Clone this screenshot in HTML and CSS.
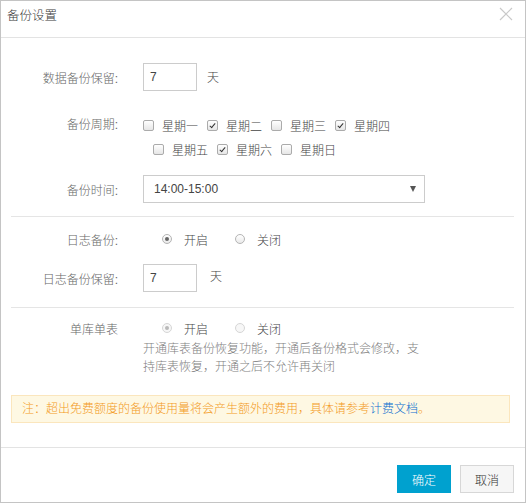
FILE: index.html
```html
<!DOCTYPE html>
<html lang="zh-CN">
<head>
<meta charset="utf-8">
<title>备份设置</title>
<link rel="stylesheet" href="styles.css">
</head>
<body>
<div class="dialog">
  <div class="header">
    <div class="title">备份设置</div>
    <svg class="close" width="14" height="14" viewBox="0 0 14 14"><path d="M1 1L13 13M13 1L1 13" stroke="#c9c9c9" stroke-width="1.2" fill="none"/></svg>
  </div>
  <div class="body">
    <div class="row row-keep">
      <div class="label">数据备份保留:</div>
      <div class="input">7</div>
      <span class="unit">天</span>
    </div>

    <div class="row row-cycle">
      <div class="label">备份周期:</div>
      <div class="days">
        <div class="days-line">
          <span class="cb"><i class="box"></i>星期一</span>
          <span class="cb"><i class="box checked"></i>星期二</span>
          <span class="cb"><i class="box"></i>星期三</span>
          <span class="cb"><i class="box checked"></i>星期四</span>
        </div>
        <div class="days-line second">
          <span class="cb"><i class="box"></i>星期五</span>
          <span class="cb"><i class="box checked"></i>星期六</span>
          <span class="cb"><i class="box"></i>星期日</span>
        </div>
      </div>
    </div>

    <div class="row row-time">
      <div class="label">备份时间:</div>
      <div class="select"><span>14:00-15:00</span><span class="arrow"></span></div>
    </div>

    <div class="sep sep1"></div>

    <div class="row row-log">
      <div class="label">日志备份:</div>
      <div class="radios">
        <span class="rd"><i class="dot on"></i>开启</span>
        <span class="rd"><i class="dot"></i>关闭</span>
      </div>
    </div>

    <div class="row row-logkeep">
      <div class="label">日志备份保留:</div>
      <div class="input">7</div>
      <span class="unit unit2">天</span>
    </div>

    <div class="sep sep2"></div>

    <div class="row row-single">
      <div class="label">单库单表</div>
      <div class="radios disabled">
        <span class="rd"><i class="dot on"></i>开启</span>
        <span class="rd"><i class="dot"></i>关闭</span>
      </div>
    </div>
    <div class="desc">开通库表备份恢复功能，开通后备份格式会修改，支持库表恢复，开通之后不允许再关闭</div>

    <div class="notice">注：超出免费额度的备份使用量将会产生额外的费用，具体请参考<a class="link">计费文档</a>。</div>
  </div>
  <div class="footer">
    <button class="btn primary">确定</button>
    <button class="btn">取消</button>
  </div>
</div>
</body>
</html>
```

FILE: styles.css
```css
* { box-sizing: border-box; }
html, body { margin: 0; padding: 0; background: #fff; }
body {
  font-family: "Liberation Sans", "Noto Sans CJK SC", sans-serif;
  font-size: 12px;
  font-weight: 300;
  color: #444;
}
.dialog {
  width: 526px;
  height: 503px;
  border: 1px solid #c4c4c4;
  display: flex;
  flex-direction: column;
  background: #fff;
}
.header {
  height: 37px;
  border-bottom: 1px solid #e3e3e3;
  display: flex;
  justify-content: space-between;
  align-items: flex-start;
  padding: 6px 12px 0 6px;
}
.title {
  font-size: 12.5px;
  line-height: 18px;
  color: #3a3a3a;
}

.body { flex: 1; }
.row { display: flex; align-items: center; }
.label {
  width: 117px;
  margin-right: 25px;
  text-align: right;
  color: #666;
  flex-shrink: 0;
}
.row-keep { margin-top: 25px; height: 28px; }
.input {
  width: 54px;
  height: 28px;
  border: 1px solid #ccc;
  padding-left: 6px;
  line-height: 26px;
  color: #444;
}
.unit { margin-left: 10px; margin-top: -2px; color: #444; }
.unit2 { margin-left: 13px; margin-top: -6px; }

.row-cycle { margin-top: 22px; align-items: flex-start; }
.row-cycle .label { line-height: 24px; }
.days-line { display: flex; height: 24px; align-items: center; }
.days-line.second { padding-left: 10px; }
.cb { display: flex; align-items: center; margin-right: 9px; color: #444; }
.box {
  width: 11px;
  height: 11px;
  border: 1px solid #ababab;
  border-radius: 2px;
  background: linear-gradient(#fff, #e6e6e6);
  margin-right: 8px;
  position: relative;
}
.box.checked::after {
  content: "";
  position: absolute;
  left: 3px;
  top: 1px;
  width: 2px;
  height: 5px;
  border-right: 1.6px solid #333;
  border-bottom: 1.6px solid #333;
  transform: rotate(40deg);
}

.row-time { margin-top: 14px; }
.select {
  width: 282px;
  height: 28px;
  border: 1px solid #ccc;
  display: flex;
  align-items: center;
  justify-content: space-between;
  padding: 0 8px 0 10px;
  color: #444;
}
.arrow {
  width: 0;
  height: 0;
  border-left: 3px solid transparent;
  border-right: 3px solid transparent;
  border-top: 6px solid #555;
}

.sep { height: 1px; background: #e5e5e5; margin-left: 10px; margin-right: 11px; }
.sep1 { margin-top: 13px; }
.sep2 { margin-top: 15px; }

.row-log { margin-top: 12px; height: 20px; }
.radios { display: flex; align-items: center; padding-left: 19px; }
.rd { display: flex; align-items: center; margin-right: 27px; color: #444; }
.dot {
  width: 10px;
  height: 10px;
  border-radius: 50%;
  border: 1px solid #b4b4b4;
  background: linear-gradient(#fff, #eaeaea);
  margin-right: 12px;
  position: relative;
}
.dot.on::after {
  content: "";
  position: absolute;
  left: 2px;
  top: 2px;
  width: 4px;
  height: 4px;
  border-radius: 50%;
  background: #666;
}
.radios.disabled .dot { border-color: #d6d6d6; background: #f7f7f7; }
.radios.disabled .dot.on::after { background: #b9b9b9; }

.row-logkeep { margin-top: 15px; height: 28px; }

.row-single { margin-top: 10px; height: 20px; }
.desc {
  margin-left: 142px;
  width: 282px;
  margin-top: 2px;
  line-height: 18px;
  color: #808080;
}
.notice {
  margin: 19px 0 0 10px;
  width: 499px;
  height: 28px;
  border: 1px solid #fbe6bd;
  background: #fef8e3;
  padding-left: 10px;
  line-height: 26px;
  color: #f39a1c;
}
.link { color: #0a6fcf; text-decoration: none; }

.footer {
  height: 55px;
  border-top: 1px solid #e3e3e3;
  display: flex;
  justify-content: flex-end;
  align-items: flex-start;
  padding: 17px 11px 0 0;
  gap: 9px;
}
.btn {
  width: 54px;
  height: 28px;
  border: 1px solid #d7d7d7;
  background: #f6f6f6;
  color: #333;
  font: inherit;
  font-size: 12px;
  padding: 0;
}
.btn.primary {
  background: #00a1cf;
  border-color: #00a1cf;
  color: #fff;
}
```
========
_Directive_. Return the listing above word for word, with the pictures removed.

_Result of this task_.
Clone this screenshot in HTML and CSS.
FILE: index.html
```html
<!DOCTYPE html>
<html lang="zh-CN">
<head>
<meta charset="utf-8">
<title>备份设置</title>
<link rel="stylesheet" href="styles.css">
</head>
<body>
<div class="dialog">
  <div class="header">
    <div class="title">备份设置</div>
    <svg class="close" width="14" height="14" viewBox="0 0 14 14"><path d="M1 1L13 13M13 1L1 13" stroke="#c9c9c9" stroke-width="1.2" fill="none"/></svg>
  </div>
  <div class="body">
    <div class="row row-keep">
      <div class="label">数据备份保留:</div>
      <div class="input">7</div>
      <span class="unit">天</span>
    </div>

    <div class="row row-cycle">
      <div class="label">备份周期:</div>
      <div class="days">
        <div class="days-line">
          <span class="cb"><i class="box"></i>星期一</span>
          <span class="cb"><i class="box checked"></i>星期二</span>
          <span class="cb"><i class="box"></i>星期三</span>
          <span class="cb"><i class="box checked"></i>星期四</span>
        </div>
        <div class="days-line second">
          <span class="cb"><i class="box"></i>星期五</span>
          <span class="cb"><i class="box checked"></i>星期六</span>
          <span class="cb"><i class="box"></i>星期日</span>
        </div>
      </div>
    </div>

    <div class="row row-time">
      <div class="label">备份时间:</div>
      <div class="select"><span>14:00-15:00</span><span class="arrow"></span></div>
    </div>

    <div class="sep sep1"></div>

    <div class="row row-log">
      <div class="label">日志备份:</div>
      <div class="radios">
        <span class="rd"><i class="dot on"></i>开启</span>
        <span class="rd"><i class="dot"></i>关闭</span>
      </div>
    </div>

    <div class="row row-logkeep">
      <div class="label">日志备份保留:</div>
      <div class="input">7</div>
      <span class="unit unit2">天</span>
    </div>

    <div class="sep sep2"></div>

    <div class="row row-single">
      <div class="label">单库单表</div>
      <div class="radios disabled">
        <span class="rd"><i class="dot on"></i>开启</span>
        <span class="rd"><i class="dot"></i>关闭</span>
      </div>
    </div>
    <div class="desc">开通库表备份恢复功能，开通后备份格式会修改，支持库表恢复，开通之后不允许再关闭</div>

    <div class="notice">注：超出免费额度的备份使用量将会产生额外的费用，具体请参考<a class="link">计费文档</a>。</div>
  </div>
  <div class="footer">
    <button class="btn primary">确定</button>
    <button class="btn">取消</button>
  </div>
</div>
</body>
</html>
```

FILE: styles.css
```css
* { box-sizing: border-box; }
html, body { margin: 0; padding: 0; background: #fff; }
body {
  font-family: "Liberation Sans", "Noto Sans CJK SC", sans-serif;
  font-size: 12px;
  font-weight: 300;
  color: #444;
}
.dialog {
  width: 526px;
  height: 503px;
  border: 1px solid #c4c4c4;
  display: flex;
  flex-direction: column;
  background: #fff;
}
.header {
  height: 37px;
  border-bottom: 1px solid #e3e3e3;
  display: flex;
  justify-content: space-between;
  align-items: flex-start;
  padding: 6px 12px 0 6px;
}
.title {
  font-size: 12.5px;
  line-height: 18px;
  color: #3a3a3a;
}

.body { flex: 1; }
.row { display: flex; align-items: center; }
.label {
  width: 117px;
  margin-right: 25px;
  text-align: right;
  color: #666;
  flex-shrink: 0;
}
.row-keep { margin-top: 25px; height: 28px; }
.input {
  width: 54px;
  height: 28px;
  border: 1px solid #ccc;
  padding-left: 6px;
  line-height: 26px;
  color: #444;
}
.unit { margin-left: 10px; margin-top: -2px; color: #444; }
.unit2 { margin-left: 13px; margin-top: -6px; }

.row-cycle { margin-top: 22px; align-items: flex-start; }
.row-cycle .label { line-height: 24px; }
.days-line { display: flex; height: 24px; align-items: center; }
.days-line.second { padding-left: 10px; }
.cb { display: flex; align-items: center; margin-right: 9px; color: #444; }
.box {
  width: 11px;
  height: 11px;
  border: 1px solid #ababab;
  border-radius: 2px;
  background: linear-gradient(#fff, #e6e6e6);
  margin-right: 8px;
  position: relative;
}
.box.checked::after {
  content: "";
  position: absolute;
  left: 3px;
  top: 1px;
  width: 2px;
  height: 5px;
  border-right: 1.6px solid #333;
  border-bottom: 1.6px solid #333;
  transform: rotate(40deg);
}

.row-time { margin-top: 14px; }
.select {
  width: 282px;
  height: 28px;
  border: 1px solid #ccc;
  display: flex;
  align-items: center;
  justify-content: space-between;
  padding: 0 8px 0 10px;
  color: #444;
}
.arrow {
  width: 0;
  height: 0;
  border-left: 3px solid transparent;
  border-right: 3px solid transparent;
  border-top: 6px solid #555;
}

.sep { height: 1px; background: #e5e5e5; margin-left: 10px; margin-right: 11px; }
.sep1 { margin-top: 13px; }
.sep2 { margin-top: 15px; }

.row-log { margin-top: 12px; height: 20px; }
.radios { display: flex; align-items: center; padding-left: 19px; }
.rd { display: flex; align-items: center; margin-right: 27px; color: #444; }
.dot {
  width: 10px;
  height: 10px;
  border-radius: 50%;
  border: 1px solid #b4b4b4;
  background: linear-gradient(#fff, #eaeaea);
  margin-right: 12px;
  position: relative;
}
.dot.on::after {
  content: "";
  position: absolute;
  left: 2px;
  top: 2px;
  width: 4px;
  height: 4px;
  border-radius: 50%;
  background: #666;
}
.radios.disabled .dot { border-color: #d6d6d6; background: #f7f7f7; }
.radios.disabled .dot.on::after { background: #b9b9b9; }

.row-logkeep { margin-top: 15px; height: 28px; }

.row-single { margin-top: 10px; height: 20px; }
.desc {
  margin-left: 142px;
  width: 282px;
  margin-top: 2px;
  line-height: 18px;
  color: #808080;
}
.notice {
  margin: 19px 0 0 10px;
  width: 499px;
  height: 28px;
  border: 1px solid #fbe6bd;
  background: #fef8e3;
  padding-left: 10px;
  line-height: 26px;
  color: #f39a1c;
}
.link { color: #0a6fcf; text-decoration: none; }

.footer {
  height: 55px;
  border-top: 1px solid #e3e3e3;
  display: flex;
  justify-content: flex-end;
  align-items: flex-start;
  padding: 17px 11px 0 0;
  gap: 9px;
}
.btn {
  width: 54px;
  height: 28px;
  border: 1px solid #d7d7d7;
  background: #f6f6f6;
  color: #333;
  font: inherit;
  font-size: 12px;
  padding: 0;
}
.btn.primary {
  background: #00a1cf;
  border-color: #00a1cf;
  color: #fff;
}
```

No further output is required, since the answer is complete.